▸ **Task to complete**
Return the listing below verbatim. Pictures do not belong in the copy.

▸ **Provided data**
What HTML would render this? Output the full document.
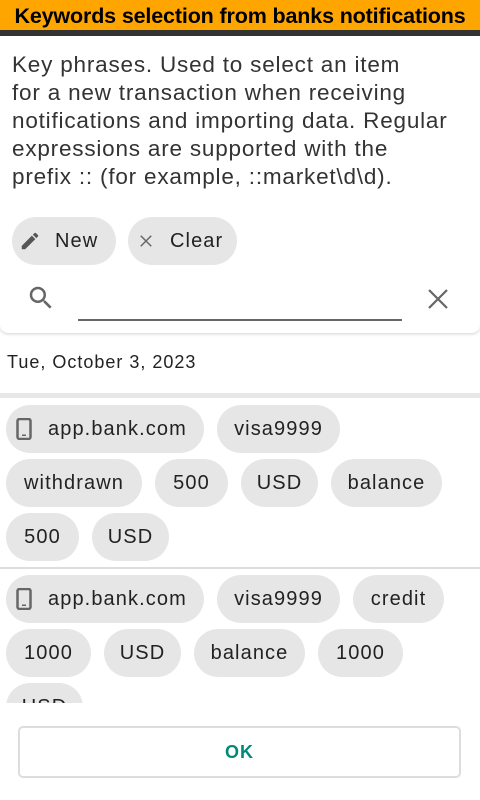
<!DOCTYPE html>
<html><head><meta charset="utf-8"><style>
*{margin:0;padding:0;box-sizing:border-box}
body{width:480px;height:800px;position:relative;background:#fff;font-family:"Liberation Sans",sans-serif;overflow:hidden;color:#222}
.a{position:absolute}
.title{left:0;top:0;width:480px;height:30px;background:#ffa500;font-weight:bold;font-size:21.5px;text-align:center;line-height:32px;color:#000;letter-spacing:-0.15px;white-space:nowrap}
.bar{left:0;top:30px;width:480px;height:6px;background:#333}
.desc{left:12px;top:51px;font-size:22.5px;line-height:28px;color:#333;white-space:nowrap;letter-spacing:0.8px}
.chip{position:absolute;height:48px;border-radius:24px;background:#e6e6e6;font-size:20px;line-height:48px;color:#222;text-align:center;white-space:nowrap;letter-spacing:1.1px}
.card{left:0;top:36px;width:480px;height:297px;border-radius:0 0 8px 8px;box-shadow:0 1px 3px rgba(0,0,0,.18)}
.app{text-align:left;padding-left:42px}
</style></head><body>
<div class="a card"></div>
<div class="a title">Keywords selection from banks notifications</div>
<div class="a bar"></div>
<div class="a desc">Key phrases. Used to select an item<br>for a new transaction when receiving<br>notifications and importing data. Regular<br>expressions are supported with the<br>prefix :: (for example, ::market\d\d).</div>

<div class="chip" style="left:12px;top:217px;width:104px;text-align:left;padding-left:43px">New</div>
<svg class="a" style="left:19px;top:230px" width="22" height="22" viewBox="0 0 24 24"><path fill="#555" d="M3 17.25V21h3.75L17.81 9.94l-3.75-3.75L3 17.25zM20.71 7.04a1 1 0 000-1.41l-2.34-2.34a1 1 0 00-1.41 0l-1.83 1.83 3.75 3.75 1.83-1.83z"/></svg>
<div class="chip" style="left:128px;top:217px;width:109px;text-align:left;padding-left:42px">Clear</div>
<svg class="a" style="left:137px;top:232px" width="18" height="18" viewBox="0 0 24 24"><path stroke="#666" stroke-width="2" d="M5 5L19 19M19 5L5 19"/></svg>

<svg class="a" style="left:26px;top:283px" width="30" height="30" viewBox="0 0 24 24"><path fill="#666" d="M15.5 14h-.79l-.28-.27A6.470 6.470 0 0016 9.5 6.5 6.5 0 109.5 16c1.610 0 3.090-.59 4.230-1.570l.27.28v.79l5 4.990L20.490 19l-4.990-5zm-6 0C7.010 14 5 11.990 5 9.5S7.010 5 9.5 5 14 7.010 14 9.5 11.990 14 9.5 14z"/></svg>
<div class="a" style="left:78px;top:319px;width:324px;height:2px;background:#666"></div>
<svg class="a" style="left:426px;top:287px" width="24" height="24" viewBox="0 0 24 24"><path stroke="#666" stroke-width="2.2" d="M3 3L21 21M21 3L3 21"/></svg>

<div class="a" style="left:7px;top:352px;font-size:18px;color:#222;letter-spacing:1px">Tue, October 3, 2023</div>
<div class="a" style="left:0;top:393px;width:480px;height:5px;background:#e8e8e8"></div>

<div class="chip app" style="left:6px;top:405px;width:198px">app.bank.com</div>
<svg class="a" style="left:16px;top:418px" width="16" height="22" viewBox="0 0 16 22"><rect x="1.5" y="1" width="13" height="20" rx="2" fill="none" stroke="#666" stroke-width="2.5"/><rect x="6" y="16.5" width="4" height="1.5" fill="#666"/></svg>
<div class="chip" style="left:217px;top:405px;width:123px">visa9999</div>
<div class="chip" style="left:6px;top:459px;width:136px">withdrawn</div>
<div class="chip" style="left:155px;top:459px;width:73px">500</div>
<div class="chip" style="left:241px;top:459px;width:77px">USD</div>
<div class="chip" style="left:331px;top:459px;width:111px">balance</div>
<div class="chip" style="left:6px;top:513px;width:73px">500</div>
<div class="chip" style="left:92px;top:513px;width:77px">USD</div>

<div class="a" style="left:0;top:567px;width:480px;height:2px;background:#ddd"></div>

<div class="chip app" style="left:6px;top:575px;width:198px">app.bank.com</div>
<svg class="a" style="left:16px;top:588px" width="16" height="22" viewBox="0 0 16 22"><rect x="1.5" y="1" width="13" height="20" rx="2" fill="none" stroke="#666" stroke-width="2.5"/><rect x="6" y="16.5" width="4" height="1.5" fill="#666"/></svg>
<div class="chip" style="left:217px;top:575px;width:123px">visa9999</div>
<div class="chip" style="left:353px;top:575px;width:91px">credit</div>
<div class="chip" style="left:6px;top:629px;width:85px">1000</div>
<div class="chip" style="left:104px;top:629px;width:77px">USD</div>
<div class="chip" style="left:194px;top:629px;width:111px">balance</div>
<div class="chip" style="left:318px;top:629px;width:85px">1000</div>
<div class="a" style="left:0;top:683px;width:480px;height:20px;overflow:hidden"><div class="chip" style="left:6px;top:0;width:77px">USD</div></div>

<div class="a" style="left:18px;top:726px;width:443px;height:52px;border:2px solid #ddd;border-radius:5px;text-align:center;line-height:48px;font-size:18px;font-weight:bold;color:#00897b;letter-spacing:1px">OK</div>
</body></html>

▸ **Reply to the task**
What HTML would render this? Output the full document.
<!DOCTYPE html>
<html><head><meta charset="utf-8"><style>
*{margin:0;padding:0;box-sizing:border-box}
body{width:480px;height:800px;position:relative;background:#fff;font-family:"Liberation Sans",sans-serif;overflow:hidden;color:#222}
.a{position:absolute}
.title{left:0;top:0;width:480px;height:30px;background:#ffa500;font-weight:bold;font-size:21.5px;text-align:center;line-height:32px;color:#000;letter-spacing:-0.15px;white-space:nowrap}
.bar{left:0;top:30px;width:480px;height:6px;background:#333}
.desc{left:12px;top:51px;font-size:22.5px;line-height:28px;color:#333;white-space:nowrap;letter-spacing:0.8px}
.chip{position:absolute;height:48px;border-radius:24px;background:#e6e6e6;font-size:20px;line-height:48px;color:#222;text-align:center;white-space:nowrap;letter-spacing:1.1px}
.card{left:0;top:36px;width:480px;height:297px;border-radius:0 0 8px 8px;box-shadow:0 1px 3px rgba(0,0,0,.18)}
.app{text-align:left;padding-left:42px}
</style></head><body>
<div class="a card"></div>
<div class="a title">Keywords selection from banks notifications</div>
<div class="a bar"></div>
<div class="a desc">Key phrases. Used to select an item<br>for a new transaction when receiving<br>notifications and importing data. Regular<br>expressions are supported with the<br>prefix :: (for example, ::market\d\d).</div>

<div class="chip" style="left:12px;top:217px;width:104px;text-align:left;padding-left:43px">New</div>
<svg class="a" style="left:19px;top:230px" width="22" height="22" viewBox="0 0 24 24"><path fill="#555" d="M3 17.25V21h3.75L17.81 9.94l-3.75-3.75L3 17.25zM20.71 7.04a1 1 0 000-1.41l-2.34-2.34a1 1 0 00-1.41 0l-1.83 1.83 3.75 3.75 1.83-1.83z"/></svg>
<div class="chip" style="left:128px;top:217px;width:109px;text-align:left;padding-left:42px">Clear</div>
<svg class="a" style="left:137px;top:232px" width="18" height="18" viewBox="0 0 24 24"><path stroke="#666" stroke-width="2" d="M5 5L19 19M19 5L5 19"/></svg>

<svg class="a" style="left:26px;top:283px" width="30" height="30" viewBox="0 0 24 24"><path fill="#666" d="M15.5 14h-.79l-.28-.27A6.470 6.470 0 0016 9.5 6.5 6.5 0 109.5 16c1.610 0 3.090-.59 4.230-1.570l.27.28v.79l5 4.990L20.490 19l-4.990-5zm-6 0C7.010 14 5 11.990 5 9.5S7.010 5 9.5 5 14 7.010 14 9.5 11.990 14 9.5 14z"/></svg>
<div class="a" style="left:78px;top:319px;width:324px;height:2px;background:#666"></div>
<svg class="a" style="left:426px;top:287px" width="24" height="24" viewBox="0 0 24 24"><path stroke="#666" stroke-width="2.2" d="M3 3L21 21M21 3L3 21"/></svg>

<div class="a" style="left:7px;top:352px;font-size:18px;color:#222;letter-spacing:1px">Tue, October 3, 2023</div>
<div class="a" style="left:0;top:393px;width:480px;height:5px;background:#e8e8e8"></div>

<div class="chip app" style="left:6px;top:405px;width:198px">app.bank.com</div>
<svg class="a" style="left:16px;top:418px" width="16" height="22" viewBox="0 0 16 22"><rect x="1.5" y="1" width="13" height="20" rx="2" fill="none" stroke="#666" stroke-width="2.5"/><rect x="6" y="16.5" width="4" height="1.5" fill="#666"/></svg>
<div class="chip" style="left:217px;top:405px;width:123px">visa9999</div>
<div class="chip" style="left:6px;top:459px;width:136px">withdrawn</div>
<div class="chip" style="left:155px;top:459px;width:73px">500</div>
<div class="chip" style="left:241px;top:459px;width:77px">USD</div>
<div class="chip" style="left:331px;top:459px;width:111px">balance</div>
<div class="chip" style="left:6px;top:513px;width:73px">500</div>
<div class="chip" style="left:92px;top:513px;width:77px">USD</div>

<div class="a" style="left:0;top:567px;width:480px;height:2px;background:#ddd"></div>

<div class="chip app" style="left:6px;top:575px;width:198px">app.bank.com</div>
<svg class="a" style="left:16px;top:588px" width="16" height="22" viewBox="0 0 16 22"><rect x="1.5" y="1" width="13" height="20" rx="2" fill="none" stroke="#666" stroke-width="2.5"/><rect x="6" y="16.5" width="4" height="1.5" fill="#666"/></svg>
<div class="chip" style="left:217px;top:575px;width:123px">visa9999</div>
<div class="chip" style="left:353px;top:575px;width:91px">credit</div>
<div class="chip" style="left:6px;top:629px;width:85px">1000</div>
<div class="chip" style="left:104px;top:629px;width:77px">USD</div>
<div class="chip" style="left:194px;top:629px;width:111px">balance</div>
<div class="chip" style="left:318px;top:629px;width:85px">1000</div>
<div class="a" style="left:0;top:683px;width:480px;height:20px;overflow:hidden"><div class="chip" style="left:6px;top:0;width:77px">USD</div></div>

<div class="a" style="left:18px;top:726px;width:443px;height:52px;border:2px solid #ddd;border-radius:5px;text-align:center;line-height:48px;font-size:18px;font-weight:bold;color:#00897b;letter-spacing:1px">OK</div>
</body></html>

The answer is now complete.